• _Task directions_: Repeat the records word for word, excluding any picture.

(Saved entries)

--

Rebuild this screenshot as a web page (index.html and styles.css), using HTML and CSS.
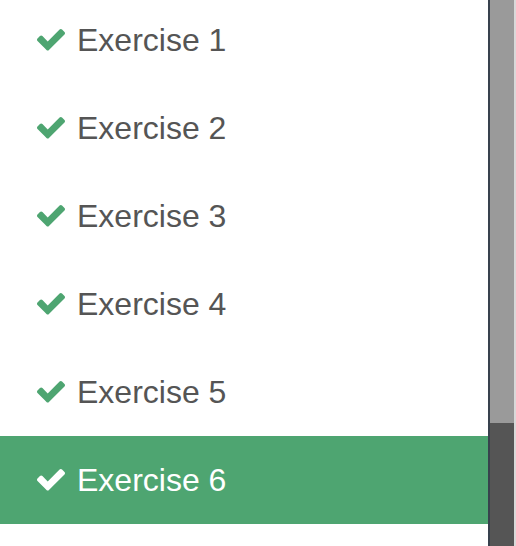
FILE: index.html
```html
<!DOCTYPE html>
<html>
<head>
<meta charset="utf-8">
<link rel="stylesheet" href="styles.css">
</head>
<body>
<div class="layout">
  <ul class="list">
    <li class="item"><svg class="check" viewBox="121 334 1550 1188"><path d="M1671 566q0 40-28 68l-724 724-136 136q-28 28-68 28t-68-28l-136-136-362-362q-28-28-28-68t28-68l136-136q28-28 68-28t68 28l294 295 656-657q28-28 68-28t68 28l136 136q28 28 28 68z"/></svg><span>Exercise 1</span></li>
    <li class="item"><svg class="check" viewBox="121 334 1550 1188"><path d="M1671 566q0 40-28 68l-724 724-136 136q-28 28-68 28t-68-28l-136-136-362-362q-28-28-28-68t28-68l136-136q28-28 68-28t68 28l294 295 656-657q28-28 68-28t68 28l136 136q28 28 28 68z"/></svg><span>Exercise 2</span></li>
    <li class="item"><svg class="check" viewBox="121 334 1550 1188"><path d="M1671 566q0 40-28 68l-724 724-136 136q-28 28-68 28t-68-28l-136-136-362-362q-28-28-28-68t28-68l136-136q28-28 68-28t68 28l294 295 656-657q28-28 68-28t68 28l136 136q28 28 28 68z"/></svg><span>Exercise 3</span></li>
    <li class="item"><svg class="check" viewBox="121 334 1550 1188"><path d="M1671 566q0 40-28 68l-724 724-136 136q-28 28-68 28t-68-28l-136-136-362-362q-28-28-28-68t28-68l136-136q28-28 68-28t68 28l294 295 656-657q28-28 68-28t68 28l136 136q28 28 28 68z"/></svg><span>Exercise 4</span></li>
    <li class="item"><svg class="check" viewBox="121 334 1550 1188"><path d="M1671 566q0 40-28 68l-724 724-136 136q-28 28-68 28t-68-28l-136-136-362-362q-28-28-28-68t28-68l136-136q28-28 68-28t68 28l294 295 656-657q28-28 68-28t68 28l136 136q28 28 28 68z"/></svg><span>Exercise 5</span></li>
    <li class="item active"><svg class="check" viewBox="121 334 1550 1188"><path d="M1671 566q0 40-28 68l-724 724-136 136q-28 28-68 28t-68-28l-136-136-362-362q-28-28-28-68t28-68l136-136q28-28 68-28t68 28l294 295 656-657q28-28 68-28t68 28l136 136q28 28 28 68z"/></svg><span>Exercise 6</span></li>
  </ul>
  <div class="divider"></div>
  <div class="scrollbar">
    <div class="thumb"></div>
    <div class="track"></div>
  </div>
  <div class="edge"></div>
</div>
</body>
</html>
```
FILE: styles.css
```css
html, body {
  margin: 0;
  padding: 0;
  background: #ffffff;
}
.layout {
  display: flex;
  height: 546px;
  overflow: hidden;
}
.list {
  flex: 0 0 488px;
  list-style: none;
  margin: -4px 0 0 0;
  padding: 0;
  font-family: "Liberation Sans", Arial, sans-serif;
  font-size: 32px;
  color: #555555;
}
.item {
  height: 88px;
  display: flex;
  align-items: center;
  gap: 12px;
  padding-left: 37px;
}
.check {
  width: 28px;
  height: 21.5px;
  fill: #4ea571;
  flex: none;
}
.item.active {
  background: #4ea571;
  color: #ffffff;
}
.item.active .check {
  fill: #ffffff;
}
.divider {
  flex: 0 0 2px;
  background: #38414d;
}
.scrollbar {
  flex: 0 0 24px;
  display: flex;
  flex-direction: column;
}
.thumb {
  height: 423px;
  background: #9a9a9a;
}
.track {
  flex: 1;
  background: #555555;
}
.edge {
  flex: 0 0 2px;
  background: #d9d9d9;
}
```
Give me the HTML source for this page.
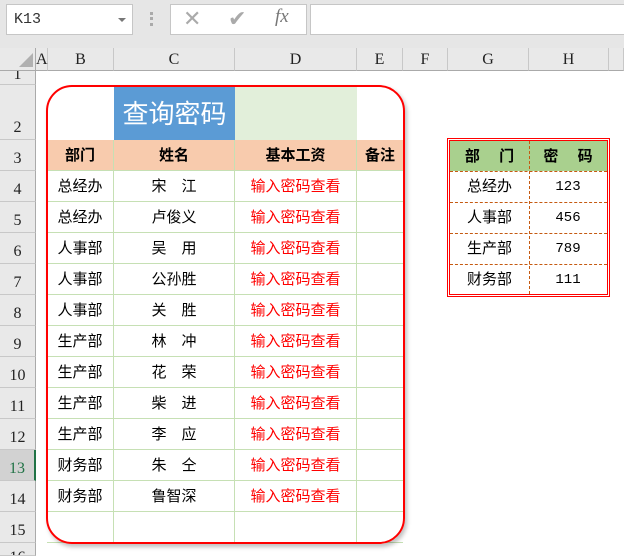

--

• _Written answer_:
Rebuild this screenshot as a web page (index.html and styles.css), using HTML and CSS.
FILE: index.html
```html
<!DOCTYPE html>
<html>
<head>
<meta charset="utf-8">
<link rel="stylesheet" href="styles.css">
</head>
<body>
<div class="layout">
  <ul class="list">
    <li class="item"><svg class="check" viewBox="121 334 1550 1188"><path d="M1671 566q0 40-28 68l-724 724-136 136q-28 28-68 28t-68-28l-136-136-362-362q-28-28-28-68t28-68l136-136q28-28 68-28t68 28l294 295 656-657q28-28 68-28t68 28l136 136q28 28 28 68z"/></svg><span>Exercise 1</span></li>
    <li class="item"><svg class="check" viewBox="121 334 1550 1188"><path d="M1671 566q0 40-28 68l-724 724-136 136q-28 28-68 28t-68-28l-136-136-362-362q-28-28-28-68t28-68l136-136q28-28 68-28t68 28l294 295 656-657q28-28 68-28t68 28l136 136q28 28 28 68z"/></svg><span>Exercise 2</span></li>
    <li class="item"><svg class="check" viewBox="121 334 1550 1188"><path d="M1671 566q0 40-28 68l-724 724-136 136q-28 28-68 28t-68-28l-136-136-362-362q-28-28-28-68t28-68l136-136q28-28 68-28t68 28l294 295 656-657q28-28 68-28t68 28l136 136q28 28 28 68z"/></svg><span>Exercise 3</span></li>
    <li class="item"><svg class="check" viewBox="121 334 1550 1188"><path d="M1671 566q0 40-28 68l-724 724-136 136q-28 28-68 28t-68-28l-136-136-362-362q-28-28-28-68t28-68l136-136q28-28 68-28t68 28l294 295 656-657q28-28 68-28t68 28l136 136q28 28 28 68z"/></svg><span>Exercise 4</span></li>
    <li class="item"><svg class="check" viewBox="121 334 1550 1188"><path d="M1671 566q0 40-28 68l-724 724-136 136q-28 28-68 28t-68-28l-136-136-362-362q-28-28-28-68t28-68l136-136q28-28 68-28t68 28l294 295 656-657q28-28 68-28t68 28l136 136q28 28 28 68z"/></svg><span>Exercise 5</span></li>
    <li class="item active"><svg class="check" viewBox="121 334 1550 1188"><path d="M1671 566q0 40-28 68l-724 724-136 136q-28 28-68 28t-68-28l-136-136-362-362q-28-28-28-68t28-68l136-136q28-28 68-28t68 28l294 295 656-657q28-28 68-28t68 28l136 136q28 28 28 68z"/></svg><span>Exercise 6</span></li>
  </ul>
  <div class="divider"></div>
  <div class="scrollbar">
    <div class="thumb"></div>
    <div class="track"></div>
  </div>
  <div class="edge"></div>
</div>
</body>
</html>
```
FILE: styles.css
```css
html, body {
  margin: 0;
  padding: 0;
  background: #ffffff;
}
.layout {
  display: flex;
  height: 546px;
  overflow: hidden;
}
.list {
  flex: 0 0 488px;
  list-style: none;
  margin: -4px 0 0 0;
  padding: 0;
  font-family: "Liberation Sans", Arial, sans-serif;
  font-size: 32px;
  color: #555555;
}
.item {
  height: 88px;
  display: flex;
  align-items: center;
  gap: 12px;
  padding-left: 37px;
}
.check {
  width: 28px;
  height: 21.5px;
  fill: #4ea571;
  flex: none;
}
.item.active {
  background: #4ea571;
  color: #ffffff;
}
.item.active .check {
  fill: #ffffff;
}
.divider {
  flex: 0 0 2px;
  background: #38414d;
}
.scrollbar {
  flex: 0 0 24px;
  display: flex;
  flex-direction: column;
}
.thumb {
  height: 423px;
  background: #9a9a9a;
}
.track {
  flex: 1;
  background: #555555;
}
.edge {
  flex: 0 0 2px;
  background: #d9d9d9;
}
```
Give me the HTML source for this page.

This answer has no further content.